Review: Magic Show Fails To Pull New Tricks Out Of The Hat
When did magic become a team sport? Everywhere you look, conjurers are rarely seen on their lonesome. Yea verily, magic is nowadays all about the #squadgoals.
Take for instance, the so-so multi-magician caper Now You See Me which sees its sequel hit the cinemas this month. Then there’s The Illusionists who had a stay at the Shaftesbury Theatre in 2015 and the upcoming Champions Of Magic at Logan Hall from this Sunday. Into this fray enters the latest iteration of Impossible, opening this week at the Noel Coward Theatre.
It’s unlikely that any magic show could beggar belief more than the political goings-on of the last month but the highly talented cast give it a damn fine try. Each comes with their own handy description so we can tell one from another. The Peckham-born 'explosive street magician' Magical Bones (Richard Essien to his mother and the taxman) is a dab hand at close-up magic and has the cheekiest crack of the night (“Kids, don’t try this at home. Do it at school – it’ll be far more fun.”). Through music and patter, he adds a welcome urban vibe to proceedings.
Alongside him are two ex-assistants of famed Vegas act Hans Klok in 'cutting edge conjurer' Sabine Van Diemen and 'grand illusionist' Josephine Lee as well as an impossibly handsome card monkey in 'boundary breaking magician' Ben Hart. Then there’s 'mind-blowing mind-reader' Chris Cox, 'daredevil and escapologist' Jonathan Goodwin and the latest winner of Britain’s Got Talent Lance Corporal Richard Jones. No, you probably can’t remember him either.
What do they all add up to? Well, there lies the rub. This is dim sum magic, a conveyor belt of routines that should cater to all tastes but we all know someone always ends up with the chicken feet. Each performer pops up, entertains the masses, then pops back down again to be replaced by a colleague. There are no substantial collaborations or narrative thread and the routines could be run in reverse order with no discernible difference.
The humour isn’t consistent, at one extreme too risqué for family audiences and, at the other, too juvenile for the adults. The routines themselves are more often than not variants on very old or common tricks. Someone being sawn in half? Check. An escape from a straitjacket? Check. An escape from chains while upside down in water? Check. Card tricks and sleight of hand? Check. A mentalist act not a million miles from the likes of Doug Segal, Peter Antoniou et al? Checkitty check check.
Some of the acts aren’t helped by the theatre setting. There’s a reason why close-up magic is called close-up magic and why street magicians rarely perform on motorways. These styles of sorcery require a certain intimacy and, while there is good use of cameras and screens to demonstrate what is happening on stage, the impact of watching some nifty sleight of hand and seeing the reaction on the mark’s face is minimal from forty feet away.
The backstage crew do a great job of adding theatrical ballast to Impossible's lightweight premise.

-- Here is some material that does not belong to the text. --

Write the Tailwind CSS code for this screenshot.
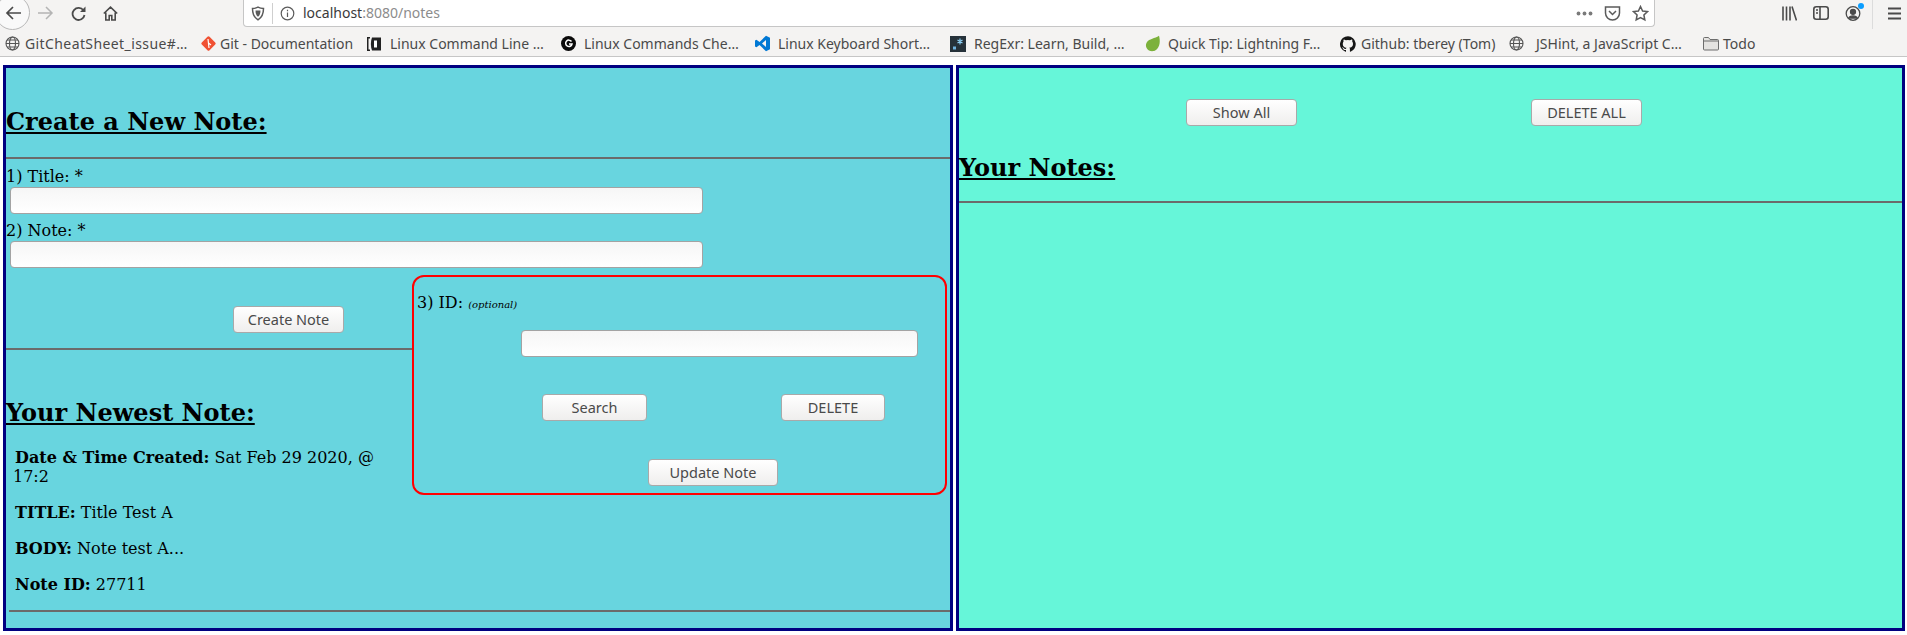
<!DOCTYPE html>
<html lang="en">
  <head>
    <meta charset="UTF-8" />
    <title>Notes</title>
    <script src="https://cdn.jsdelivr.net/npm/@tailwindcss/browser@4"></script>
  </head>
  <body class="bg-white h-[635px] overflow-hidden font-['DejaVu_Serif',serif] text-black text-[16px]">

    <!-- browser toolbar -->
    <div class="relative z-10 h-[28px] bg-[#f4f3f2] flex items-start font-['Noto_Sans',sans-serif] text-[#4a4a4a]">
      <div class="absolute -left-[5px] -top-[5px] w-[35px] h-[35px] rounded-full bg-[#f9f9f9] border border-[#b8b8b8]"></div>
      <div class="relative w-[243px] h-[27px] shrink-0">
        <svg class="absolute left-[5px] top-[6px]" width="16" height="14" viewBox="0 0 16 14" fill="none" stroke="#4a4a4a" stroke-width="1.700"><path d="M16 7H2M8 1L2 7l6 6"/></svg>
        <svg class="absolute left-[38px] top-[6px]" width="16" height="14" viewBox="0 0 16 14" fill="none" stroke="#b4b4b4" stroke-width="1.500"><path d="M0 7h14M8 1l6 6-6 6"/></svg>
        <svg class="absolute left-[71px] top-[6px]" width="15" height="15" viewBox="0 0 15 15" fill="none" stroke="#4a4a4a" stroke-width="1.800"><path d="M12.500 4.500A6 6 0 1 0 13.500 9"/><path d="M14.500 .5v5.500H9z" fill="#4a4a4a" stroke="none"/></svg>
        <svg class="absolute left-[103px] top-[6px]" width="15" height="15" viewBox="0 0 15 15" fill="none" stroke="#4a4a4a" stroke-width="1.600"><path d="M.8 7.500L7.500 1.200l6.700 6.300M2.800 6.500v7.500h3.400V9.500h2.600V14h3.400V6.500"/></svg>
      </div>
      <div class="w-[1412px] h-[27px] shrink-0 bg-white rounded-b-[4px] border-b border-x border-[#c6c6c6] flex items-center relative">
        <svg class="ml-[7px] shrink-0" width="14" height="15" viewBox="0 0 14 15" fill="none" stroke="#5b5b5b" stroke-width="1.500"><path d="M1.500 2.500C4 2.500 5.500 2 7 1.200 8.500 2 10 2.500 12.500 2.500 12.500 8 11 11.500 7 13.800 3 11.500 1.500 8 1.500 2.500z"/><path d="M4.500 4.500h5c0 3-.8 5-2.500 6.200-1.700-1.200-2.500-3.200-2.500-6.200z" fill="#5b5b5b" stroke="none"/></svg>
        <div class="ml-[7px] w-px h-[21px] bg-[#cfcfcf]"></div>
        <svg class="ml-[7px] shrink-0" width="15" height="15" viewBox="0 0 15 15" fill="none" stroke="#5b5b5b" stroke-width="1.200"><circle cx="7.500" cy="7.500" r="6.300"/><path d="M7.500 6.500v4.500M7.500 3.800v1.500"/></svg>
        <span class="ml-[8px] text-[14px] leading-none text-[#3a3a3a]">localhost<span class="text-[#8c8c8c]">:8080/notes</span></span>
        <div class="ml-auto flex items-center gap-[11px] pr-[5px]">
          <svg width="17" height="5" viewBox="0 0 17 5" fill="#7a7a7a"><circle cx="2.500" cy="2.500" r="1.900"/><circle cx="8.500" cy="2.500" r="1.900"/><circle cx="14.500" cy="2.500" r="1.900"/></svg>
          <svg width="17" height="16" viewBox="0 0 17 16" fill="none" stroke="#5b5b5b" stroke-width="1.500"><path d="M1.500 2h14v6a6.500 6.500 0 0 1-14 0z"/><path d="M5 6l3.500 3.500L12 6"/></svg>
          <svg width="17" height="17" viewBox="0 0 17 17" fill="none" stroke="#5b5b5b" stroke-width="1.500"><path d="M8.500 1.500l2.100 4.500 4.900.6-3.600 3.400.9 4.900-4.300-2.400-4.300 2.400.9-4.900L1.500 6.600l4.900-.6z"/></svg>
        </div>
      </div>
      <div class="flex-1 h-[27px] relative">
        <svg class="absolute left-[127px] top-[6px]" width="15" height="15" viewBox="0 0 15 15" fill="none" stroke="#4a4a4a" stroke-width="1.600"><path d="M1 .5v14M4.500 .5v14M8 .5v14M10 .5l4.500 14"/></svg>
        <svg class="absolute left-[158px] top-[6px]" width="16" height="14" viewBox="0 0 16 14" fill="none" stroke="#4a4a4a" stroke-width="1.600"><rect x=".8" y=".8" width="14.400" height="12.400" rx="2.500"/><path d="M7 .8v12.400M3 4h2M3 7h2"/></svg>
        <svg class="absolute left-[190px] top-[5px]" width="16" height="16" viewBox="0 0 16 16" fill="none" stroke="#4a4a4a" stroke-width="1.300"><circle cx="8" cy="8.500" r="6.800"/><circle cx="8" cy="6.800" r="2.500" fill="#4a4a4a"/><path d="M3.800 13c1-2.800 7.400-2.800 8.400 0z" fill="#4a4a4a"/></svg>
        <div class="absolute left-[203px] top-[3px] w-[6px] h-[6px] rounded-full bg-[#0a9dff]"></div>
        <div class="absolute left-[217px] top-0 w-px h-[29px] bg-[#dcdcdc]"></div>
        <svg class="absolute left-[233px] top-[7px]" width="13" height="13" viewBox="0 0 13 13" fill="none" stroke="#4a4a4a" stroke-width="2"><path d="M0 1.500h13M0 6.500h13M0 11.500h13"/></svg>
      </div>
    </div>

    <!-- bookmarks bar -->
    <div class="h-[29px] bg-[#f4f3f2] border-b border-[#c6c6c6] flex items-center pl-[5px] pt-[3px] font-['Noto_Sans',sans-serif] text-[14px] leading-none text-[#4a4a4a] whitespace-nowrap">
      <div class="w-[195px] flex items-center gap-[5px]">
        <svg width="15" height="15" viewBox="0 0 15 15" fill="none" stroke="#555" stroke-width="1.100"><circle cx="7.500" cy="7.500" r="6.500"/><ellipse cx="7.500" cy="7.500" rx="3" ry="6.500"/><path d="M1 7.500h13M2 4h11M2 11h11"/></svg>
        <span class="tracking-[0.4px]">GitCheatSheet_issue#…</span>
      </div>
      <div class="w-[166px] flex items-center gap-[3px]">
        <svg width="17" height="17" viewBox="0 0 17 17"><rect x="3" y="3" width="11" height="11" transform="rotate(45 8.500 8.500)" rx="1.500" fill="#f05133"/><path d="M8 4l1 9M8.500 8l2.500 2" stroke="#fff" stroke-width="1.200" fill="none"/></svg>
        <span>Git - Documentation</span>
      </div>
      <div class="w-[195px] flex items-center gap-[8px]">
        <svg width="16" height="16" viewBox="0 0 16 16"><path d="M1 1h3v1.500H2.500v11H4V15H1z" fill="#222"/><path d="M6 1.500h9v13H6C4.500 11 4.500 5 6 1.500z" fill="#222"/><path d="M8 4.500h3v7H8z" fill="#fff"/></svg>
        <span>Linux Command Line …</span>
      </div>
      <div class="w-[193px] flex items-center gap-[8px]">
        <svg width="15" height="15" viewBox="0 0 15 15"><circle cx="7.500" cy="7.500" r="7.500" fill="#0a0a0a"/><path d="M10.500 5.500a3.200 3.200 0 1 0 .5 2.500H8" fill="none" stroke="#fff" stroke-width="1.500"/></svg>
        <span>Linux Commands Che…</span>
      </div>
      <div class="w-[196px] flex items-center gap-[7px]">
        <svg width="17" height="17" viewBox="0 0 17 17"><path d="M12 .800l4 2v11.400l-4 2L5.500 10 2.500 12.300 1 11.500V5.500l1.500-.8L5.500 7z" fill="#0078d4"/><path d="M12 5L8 8.500l4 3.500z" fill="#f4f3f2"/></svg>
        <span>Linux Keyboard Short…</span>
      </div>
      <div class="w-[195px] flex items-center gap-[8px]">
        <svg width="16" height="16" viewBox="0 0 16 16"><rect width="16" height="16" fill="#26323a"/><rect x="3" y="10.500" width="3" height="3" fill="#6fb3e0"/><path d="M10 2.500v6M7.500 4l5 3M12.500 4l-5 3" stroke="#8ed0f5" stroke-width="1.200"/></svg>
        <span>RegExr: Learn, Build, …</span>
      </div>
      <div class="w-[195px] flex items-center gap-[7px]">
        <svg width="16" height="17" viewBox="0 0 16 17"><path d="M14 .800C15.500 6 15 12 11 15c-2 1.500-5 1.500-7 .5C1 13.500 0 10 2 7c2-3 8-3.500 12-6.200z" fill="#7cb13b"/></svg>
        <span>Quick Tip: Lightning F…</span>
      </div>
      <div class="w-[169px] flex items-center gap-[5px]">
        <svg width="16" height="16" viewBox="0 0 16 16" fill="#161616"><path d="M8 .2a8 8 0 0 0-2.500 15.600c.4.100.5-.2.500-.4v-1.400c-2.200.5-2.700-1-2.700-1-.4-.9-.9-1.200-.9-1.200-.7-.5.100-.5.100-.5.800.1 1.200.8 1.200.8.700 1.200 1.900.9 2.300.7.100-.5.300-.9.500-1.100-1.800-.2-3.700-.9-3.700-4 0-.9.300-1.600.8-2.100-.1-.2-.4-1 .1-2.100 0 0 .7-.2 2.200.8a7.500 7.500 0 0 1 4 0c1.500-1 2.200-.8 2.200-.8.400 1.100.2 1.900.1 2.100.5.600.8 1.300.8 2.100 0 3.100-1.900 3.700-3.700 3.900.3.300.6.800.6 1.500v2.200c0 .2.100.5.600.4A8 8 0 0 0 8 .2z"/></svg>
        <span>Github: tberey (Tom)</span>
      </div>
      <div class="w-[194px] flex items-center gap-[12px]">
        <svg width="15" height="15" viewBox="0 0 15 15" fill="none" stroke="#555" stroke-width="1.100"><circle cx="7.500" cy="7.500" r="6.500"/><ellipse cx="7.500" cy="7.500" rx="3" ry="6.500"/><path d="M1 7.500h13M2 4h11M2 11h11"/></svg>
        <span>JSHint, a JavaScript C…</span>
      </div>
      <div class="flex items-center gap-[4px]">
        <svg width="16" height="15" viewBox="0 0 16 15" fill="#e4e3e1" stroke="#6d6d6d"><path d="M.5 13V2.500a1 1 0 0 1 1-1h4l1.500 2h7.500a1 1 0 0 1 1 1V13a1 1 0 0 1-1 1h-13a1 1 0 0 1-1-1z"/><path d="M.5 5h15" fill="none"/></svg>
        <span>Todo</span>
      </div>
    </div>

    <!-- page -->
    <div class="flex gap-[3px] pl-[3px] pt-[8px]">

      <div class="w-[950px] h-[566px] shrink-0 border-[3px] border-[#000080] bg-[#68d5df] flex flex-col">
        <h2 class="pt-[40px] text-[24px] leading-[28px] font-bold underline">Create a New Note:</h2>
        <div class="mt-[21px] h-[2px] bg-[#6b6b6b]"></div>
        <label class="mt-[8px] leading-[19px] block">1) Title: *</label>
        <input type="text" class="ml-[4px] mt-[1px] w-[693px] h-[27px] rounded-[4px] border border-[#a3a3a3] bg-linear-to-b from-[#f6f6f6] to-white" />
        <label class="mt-[7px] leading-[19px] block">2) Note: *</label>
        <input type="text" class="ml-[4px] mt-[1px] w-[693px] h-[27px] rounded-[4px] border border-[#a3a3a3] bg-linear-to-b from-[#f6f6f6] to-white" />

        <div class="mt-[7px] flex items-start">
          <div class="w-[406px] shrink-0">
            <div class="h-[73px] pt-[31px] pl-[227px]">
              <button class="w-[111px] h-[27px] rounded-[4px] border border-[#a9a9a9] bg-linear-to-b from-white to-[#efeeed] text-[#4a4a4a] font-['Noto_Sans',sans-serif] text-[14.500px]">Create Note</button>
            </div>
            <div class="h-[2px] bg-[#6b6b6b]"></div>
            <h2 class="mt-[49px] text-[24px] leading-[28px] font-bold underline">Your Newest Note:</h2>
            <div class="pl-[7px] pr-[8px] mt-[21px] leading-[19px]">
              <p><strong class="ml-[2px]">Date &amp; Time Created:</strong> Sat Feb 29 2020, @ 17:2</p>
              <p class="mt-[17px]"><strong class="ml-[2px]">TITLE:</strong> Title Test A</p>
              <p class="mt-[17px]"><strong class="ml-[2px]">BODY:</strong> Note test A...</p>
              <p class="mt-[17px]"><strong class="ml-[2px]">Note ID:</strong> 27711</p>
            </div>
          </div>
          <div class="w-[535px] h-[220px] shrink-0 border-2 border-[#ff0000] rounded-[12px] flex flex-col">
            <div class="pt-[16px] pl-[3px] leading-[19px]">3) ID: <em class="text-[10px]">(optional)</em></div>
            <input type="text" class="ml-[107px] mt-[16px] w-[397px] h-[27px] rounded-[4px] border border-[#a3a3a3] bg-linear-to-b from-[#f6f6f6] to-white" />
            <div class="mt-[37px] flex pl-[128px] gap-[134px]">
              <button class="w-[105px] h-[27px] rounded-[4px] border border-[#a9a9a9] bg-linear-to-b from-white to-[#efeeed] text-[#4a4a4a] font-['Noto_Sans',sans-serif] text-[14.500px]">Search</button>
              <button class="w-[104px] h-[27px] rounded-[4px] border border-[#a9a9a9] bg-linear-to-b from-white to-[#efeeed] text-[#4a4a4a] font-['Noto_Sans',sans-serif] text-[14.500px]">DELETE</button>
            </div>
            <div class="mt-[38px] pl-[234px]">
              <button class="w-[130px] h-[27px] rounded-[4px] border border-[#a9a9a9] bg-linear-to-b from-white to-[#efeeed] text-[#4a4a4a] font-['Noto_Sans',sans-serif] text-[14.500px]">Update Note</button>
            </div>
          </div>
        </div>
        <div class="mt-auto mb-[16px] ml-[3px] h-[2px] bg-[#6b6b6b]"></div>
      </div>

      <div class="w-[949px] h-[566px] shrink-0 border-[3px] border-[#000080] bg-[#66f6d9] flex flex-col">
        <div class="pt-[31px] flex pl-[227px] gap-[234px]">
          <button class="w-[111px] h-[27px] rounded-[4px] border border-[#a9a9a9] bg-linear-to-b from-white to-[#efeeed] text-[#4a4a4a] font-['Noto_Sans',sans-serif] text-[14.500px]">Show All</button>
          <button class="w-[111px] h-[27px] rounded-[4px] border border-[#a9a9a9] bg-linear-to-b from-white to-[#efeeed] text-[#4a4a4a] font-['Noto_Sans',sans-serif] text-[14.500px]">DELETE ALL</button>
        </div>
        <h2 class="mt-[28px] text-[24px] leading-[28px] font-bold underline">Your Notes:</h2>
        <div class="mt-[19px] h-[2px] bg-[#6b6b6b]"></div>
      </div>
    </div>

  </body>
</html>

The dramaturgs employed here not-so-subtly crowbar in an informative historical theme and the sound and lighting is all one could wish for even if the OTT dramatics and music occasionally give the average Hammer horror flick a run for its money. “Look out!” imply the overly ominous melodies, “what you are seeing is highly dangerous and it could all go tragically wrong!” Like hell. There’s more chance of a Southern train arriving on time.
Having said all that, this show has enough watercooler moments to warrant a look for those who haven’t seen a similar production. The live setting provides a more tangible connection than watching the same routines on screens small or silver but, for some of the show, that effect will decrease the further from the stage you are. Those looking to get their magic kicks in smaller surroundings may do better checking out local efforts like Ealing’s monthly Conjuring At The Court.
Impossible is far less than the sum of its parts but, then again, doing justice to the assembled talents really would be impossible.
Impossible continues at the Noel Coward Theatre until 27 August. Tickets are £10-£65. Londonist attended on a press ticket.